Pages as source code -
--- start ---
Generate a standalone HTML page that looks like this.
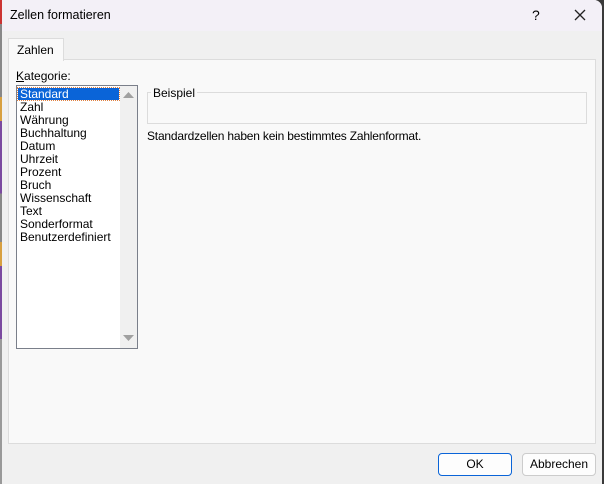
<!DOCTYPE html><html><head><style>
body{margin:0;width:604px;height:484px;background:#3a3a3a;position:relative;overflow:hidden;font-family:"Liberation Sans",sans-serif;color:#000}
.strip{position:absolute;left:0;top:0;width:3px;height:484px;background:linear-gradient(#c33 0 5%,#888 5% 20%,#d8a040 20% 25%,#7b4aa0 25% 40%,#888 40% 50%,#d8a040 50% 55%,#7b4aa0 55% 70%,#999 70%)}
.dlg{position:absolute;left:2px;top:0;width:600px;height:484px;background:#f0f0f0;border-radius:0 8px 0 0;overflow:hidden}
.title{position:absolute;left:0;top:0;width:600px;height:31px;background:#f3f0f7}
.abs{position:absolute}
.t{font-size:12px;white-space:nowrap}
.panel{position:absolute;left:6px;top:59px;width:586px;height:383px;background:#f9f9f9;border:1px solid #dcdcdc}
.tab{position:absolute;left:6px;top:38px;width:54px;height:22px;background:#f9f9f9;border:1px solid #dcdcdc;border-bottom:none}
.list{position:absolute;left:14px;top:85px;width:120px;height:262px;background:#fff;border:1px solid #7a7f8a}
.sb{position:absolute;right:0;top:0;width:17px;height:262px;background:#f0f0f0}
.item{position:absolute;left:3px;font-size:12px;line-height:13px}
.btn{position:absolute;top:453px;height:21px;border:1px solid #ccc;border-radius:4px;background:#fdfdfd;font-size:12px;text-align:center;line-height:21px}
</style></head><body>
<div class="strip"></div>
<div class="dlg">
<div class="title"></div>
<div class="abs t" style="left:8px;top:8px;font-size:12.5px">Zellen formatieren</div>
<div class="abs t" style="left:530px;top:7px;font-size:14px">?</div>
<svg class="abs" style="left:572px;top:9px" width="12" height="12"><path d="M1 1L11 11M11 1L1 11" stroke="#222" stroke-width="1.3"/></svg>
<div class="panel"></div>
<div class="tab"></div>
<div class="abs t" style="left:15px;top:43px">Zahlen</div>
<div class="abs t" style="left:14px;top:69px"><u>K</u>ategorie:</div>
<div class="list">
<div class="abs" style="left:1px;top:2px;width:101px;height:12px;background:#0a64d8;outline:1px dotted #e08040"></div>
<div class="item" style="top:2px;color:#fff">Standard</div>
<div class="item" style="top:15px">Zahl</div>
<div class="item" style="top:28px">Währung</div>
<div class="item" style="top:41px">Buchhaltung</div>
<div class="item" style="top:54px">Datum</div>
<div class="item" style="top:67px">Uhrzeit</div>
<div class="item" style="top:80px">Prozent</div>
<div class="item" style="top:93px">Bruch</div>
<div class="item" style="top:106px">Wissenschaft</div>
<div class="item" style="top:119px">Text</div>
<div class="item" style="top:132px">Sonderformat</div>
<div class="item" style="top:145px">Benutzerdefiniert</div>
<div class="sb">
<svg class="abs" style="left:3px;top:6px" width="11" height="7"><path d="M0 6L5.5 0L11 6Z" fill="#a0a0a0"/></svg>
<svg class="abs" style="left:3px;top:249px" width="11" height="7"><path d="M0 0L5.5 6L11 0Z" fill="#a0a0a0"/></svg>
</div></div>
<div class="abs" style="left:145px;top:92px;width:438px;height:30px;border:1px solid #dcdcdc"></div>
<div class="abs t" style="left:149px;top:86px;background:#f9f9f9;padding:0 2px">Beispiel</div>
<div class="abs t" style="left:145px;top:129px;letter-spacing:-0.2px">Standardzellen haben kein bestimmtes Zahlenformat.</div>
<div class="btn" style="left:436px;width:72px;border:1px solid #0a64d8">OK</div>
<div class="btn" style="left:520px;width:72px">Abbrechen</div>
</div>
</body></html>
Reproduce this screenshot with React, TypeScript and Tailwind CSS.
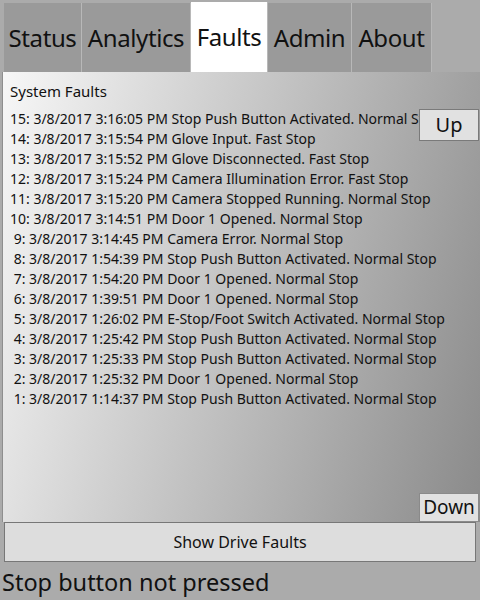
const tabs = [
  { label: 'Status', w: 'w-[78px]' },
  { label: 'Analytics', w: 'w-[109px]' },
  { label: 'Faults', w: 'w-[77px]' },
  { label: 'Admin', w: 'w-[84px]' },
  { label: 'About', w: 'w-[80px]' },
];

const faults = [
  '15: 3/8/2017 3:16:05 PM Stop Push Button Activated. Normal Stop',
  '14: 3/8/2017 3:15:54 PM Glove Input. Fast Stop',
  '13: 3/8/2017 3:15:52 PM Glove Disconnected. Fast Stop',
  '12: 3/8/2017 3:15:24 PM Camera Illumination Error. Fast Stop',
  '11: 3/8/2017 3:15:20 PM Camera Stopped Running. Normal Stop',
  '10: 3/8/2017 3:14:51 PM Door 1 Opened. Normal Stop',
  ' 9: 3/8/2017 3:14:45 PM Camera Error. Normal Stop',
  ' 8: 3/8/2017 1:54:39 PM Stop Push Button Activated. Normal Stop',
  ' 7: 3/8/2017 1:54:20 PM Door 1 Opened. Normal Stop',
  ' 6: 3/8/2017 1:39:51 PM Door 1 Opened. Normal Stop',
  ' 5: 3/8/2017 1:26:02 PM E-Stop/Foot Switch Activated. Normal Stop',
  ' 4: 3/8/2017 1:25:42 PM Stop Push Button Activated. Normal Stop',
  ' 3: 3/8/2017 1:25:33 PM Stop Push Button Activated. Normal Stop',
  ' 2: 3/8/2017 1:25:32 PM Door 1 Opened. Normal Stop',
  ' 1: 3/8/2017 1:14:37 PM Stop Push Button Activated. Normal Stop',
];

export default function App() {
  return (
    <div className="w-[480px] h-[600px] overflow-hidden bg-[#ababab] flex flex-col text-[#111] font-['Noto_Sans',sans-serif]">
      {/* tab strip */}
      <div className="flex h-[72px] pl-[4px] items-end">
        {tabs.map((t) => (
          <div
            key={t.label}
            className={
              t.label === 'Faults'
                ? `${t.w} h-[70px] bg-white flex items-center justify-center text-[24px] tracking-[-0.4px] border-r border-[#b8b8b8]`
                : `${t.w} h-[69px] bg-[#9a9a9a] flex items-center justify-center text-[24px] tracking-[-0.4px] border-r border-[#b8b8b8]`
            }
          >
            {t.label}
          </div>
        ))}
      </div>

      {/* faults panel */}
      <div className="relative ml-[2px] h-[450px] flex flex-col border-l border-[#8e8e8e] bg-linear-[105deg] from-[#f7f7f7] to-[#8a8a8a]">
        <div className="pl-[7px] pt-[9px] text-[15px] leading-[20px]">System Faults</div>
        <div className="pl-[7px] pt-[8px] text-[14px] leading-[20px] whitespace-pre overflow-hidden">
          {faults.map((f) => (
            <div key={f}>{f}</div>
          ))}
        </div>
        {/* sits over the first row, as in the app */}
        <button className="absolute left-[416px] top-[37px] w-[60px] h-[32px] bg-[#e1e1e1] border border-[#7a7a7a] text-[20px] leading-none">
          Up
        </button>
        <div className="mt-auto flex justify-end pr-[1px]">
          <button className="w-[60px] h-[29px] bg-[#e1e1e1] border border-[#8a8a8a] text-[19px] leading-none">
            Down
          </button>
        </div>
      </div>

      <button className="mx-[4px] h-[40px] bg-[#dddddd] border border-[#777777] text-[16px]">
        Show Drive Faults
      </button>

      <div className="pl-[2px] pt-[3px] h-[38px] flex items-center text-[23.5px]">
        Stop button not pressed
      </div>
    </div>
  );
}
--- end ---
Problem requirements -
Transcribe every line from the records above without alteration, and leave out the images.

Solution below -
Generate a standalone HTML page that looks like this.
<!DOCTYPE html><html><head><style>
body{margin:0;width:604px;height:484px;background:#3a3a3a;position:relative;overflow:hidden;font-family:"Liberation Sans",sans-serif;color:#000}
.strip{position:absolute;left:0;top:0;width:3px;height:484px;background:linear-gradient(#c33 0 5%,#888 5% 20%,#d8a040 20% 25%,#7b4aa0 25% 40%,#888 40% 50%,#d8a040 50% 55%,#7b4aa0 55% 70%,#999 70%)}
.dlg{position:absolute;left:2px;top:0;width:600px;height:484px;background:#f0f0f0;border-radius:0 8px 0 0;overflow:hidden}
.title{position:absolute;left:0;top:0;width:600px;height:31px;background:#f3f0f7}
.abs{position:absolute}
.t{font-size:12px;white-space:nowrap}
.panel{position:absolute;left:6px;top:59px;width:586px;height:383px;background:#f9f9f9;border:1px solid #dcdcdc}
.tab{position:absolute;left:6px;top:38px;width:54px;height:22px;background:#f9f9f9;border:1px solid #dcdcdc;border-bottom:none}
.list{position:absolute;left:14px;top:85px;width:120px;height:262px;background:#fff;border:1px solid #7a7f8a}
.sb{position:absolute;right:0;top:0;width:17px;height:262px;background:#f0f0f0}
.item{position:absolute;left:3px;font-size:12px;line-height:13px}
.btn{position:absolute;top:453px;height:21px;border:1px solid #ccc;border-radius:4px;background:#fdfdfd;font-size:12px;text-align:center;line-height:21px}
</style></head><body>
<div class="strip"></div>
<div class="dlg">
<div class="title"></div>
<div class="abs t" style="left:8px;top:8px;font-size:12.5px">Zellen formatieren</div>
<div class="abs t" style="left:530px;top:7px;font-size:14px">?</div>
<svg class="abs" style="left:572px;top:9px" width="12" height="12"><path d="M1 1L11 11M11 1L1 11" stroke="#222" stroke-width="1.3"/></svg>
<div class="panel"></div>
<div class="tab"></div>
<div class="abs t" style="left:15px;top:43px">Zahlen</div>
<div class="abs t" style="left:14px;top:69px"><u>K</u>ategorie:</div>
<div class="list">
<div class="abs" style="left:1px;top:2px;width:101px;height:12px;background:#0a64d8;outline:1px dotted #e08040"></div>
<div class="item" style="top:2px;color:#fff">Standard</div>
<div class="item" style="top:15px">Zahl</div>
<div class="item" style="top:28px">Währung</div>
<div class="item" style="top:41px">Buchhaltung</div>
<div class="item" style="top:54px">Datum</div>
<div class="item" style="top:67px">Uhrzeit</div>
<div class="item" style="top:80px">Prozent</div>
<div class="item" style="top:93px">Bruch</div>
<div class="item" style="top:106px">Wissenschaft</div>
<div class="item" style="top:119px">Text</div>
<div class="item" style="top:132px">Sonderformat</div>
<div class="item" style="top:145px">Benutzerdefiniert</div>
<div class="sb">
<svg class="abs" style="left:3px;top:6px" width="11" height="7"><path d="M0 6L5.5 0L11 6Z" fill="#a0a0a0"/></svg>
<svg class="abs" style="left:3px;top:249px" width="11" height="7"><path d="M0 0L5.5 6L11 0Z" fill="#a0a0a0"/></svg>
</div></div>
<div class="abs" style="left:145px;top:92px;width:438px;height:30px;border:1px solid #dcdcdc"></div>
<div class="abs t" style="left:149px;top:86px;background:#f9f9f9;padding:0 2px">Beispiel</div>
<div class="abs t" style="left:145px;top:129px;letter-spacing:-0.2px">Standardzellen haben kein bestimmtes Zahlenformat.</div>
<div class="btn" style="left:436px;width:72px;border:1px solid #0a64d8">OK</div>
<div class="btn" style="left:520px;width:72px">Abbrechen</div>
</div>
</body></html>
Reproduce this screenshot with React, TypeScript and Tailwind CSS.
const tabs = [
  { label: 'Status', w: 'w-[78px]' },
  { label: 'Analytics', w: 'w-[109px]' },
  { label: 'Faults', w: 'w-[77px]' },
  { label: 'Admin', w: 'w-[84px]' },
  { label: 'About', w: 'w-[80px]' },
];

const faults = [
  '15: 3/8/2017 3:16:05 PM Stop Push Button Activated. Normal Stop',
  '14: 3/8/2017 3:15:54 PM Glove Input. Fast Stop',
  '13: 3/8/2017 3:15:52 PM Glove Disconnected. Fast Stop',
  '12: 3/8/2017 3:15:24 PM Camera Illumination Error. Fast Stop',
  '11: 3/8/2017 3:15:20 PM Camera Stopped Running. Normal Stop',
  '10: 3/8/2017 3:14:51 PM Door 1 Opened. Normal Stop',
  ' 9: 3/8/2017 3:14:45 PM Camera Error. Normal Stop',
  ' 8: 3/8/2017 1:54:39 PM Stop Push Button Activated. Normal Stop',
  ' 7: 3/8/2017 1:54:20 PM Door 1 Opened. Normal Stop',
  ' 6: 3/8/2017 1:39:51 PM Door 1 Opened. Normal Stop',
  ' 5: 3/8/2017 1:26:02 PM E-Stop/Foot Switch Activated. Normal Stop',
  ' 4: 3/8/2017 1:25:42 PM Stop Push Button Activated. Normal Stop',
  ' 3: 3/8/2017 1:25:33 PM Stop Push Button Activated. Normal Stop',
  ' 2: 3/8/2017 1:25:32 PM Door 1 Opened. Normal Stop',
  ' 1: 3/8/2017 1:14:37 PM Stop Push Button Activated. Normal Stop',
];

export default function App() {
  return (
    <div className="w-[480px] h-[600px] overflow-hidden bg-[#ababab] flex flex-col text-[#111] font-['Noto_Sans',sans-serif]">
      {/* tab strip */}
      <div className="flex h-[72px] pl-[4px] items-end">
        {tabs.map((t) => (
          <div
            key={t.label}
            className={
              t.label === 'Faults'
                ? `${t.w} h-[70px] bg-white flex items-center justify-center text-[24px] tracking-[-0.4px] border-r border-[#b8b8b8]`
                : `${t.w} h-[69px] bg-[#9a9a9a] flex items-center justify-center text-[24px] tracking-[-0.4px] border-r border-[#b8b8b8]`
            }
          >
            {t.label}
          </div>
        ))}
      </div>

      {/* faults panel */}
      <div className="relative ml-[2px] h-[450px] flex flex-col border-l border-[#8e8e8e] bg-linear-[105deg] from-[#f7f7f7] to-[#8a8a8a]">
        <div className="pl-[7px] pt-[9px] text-[15px] leading-[20px]">System Faults</div>
        <div className="pl-[7px] pt-[8px] text-[14px] leading-[20px] whitespace-pre overflow-hidden">
          {faults.map((f) => (
            <div key={f}>{f}</div>
          ))}
        </div>
        {/* sits over the first row, as in the app */}
        <button className="absolute left-[416px] top-[37px] w-[60px] h-[32px] bg-[#e1e1e1] border border-[#7a7a7a] text-[20px] leading-none">
          Up
        </button>
        <div className="mt-auto flex justify-end pr-[1px]">
          <button className="w-[60px] h-[29px] bg-[#e1e1e1] border border-[#8a8a8a] text-[19px] leading-none">
            Down
          </button>
        </div>
      </div>

      <button className="mx-[4px] h-[40px] bg-[#dddddd] border border-[#777777] text-[16px]">
        Show Drive Faults
      </button>

      <div className="pl-[2px] pt-[3px] h-[38px] flex items-center text-[23.5px]">
        Stop button not pressed
      </div>
    </div>
  );
}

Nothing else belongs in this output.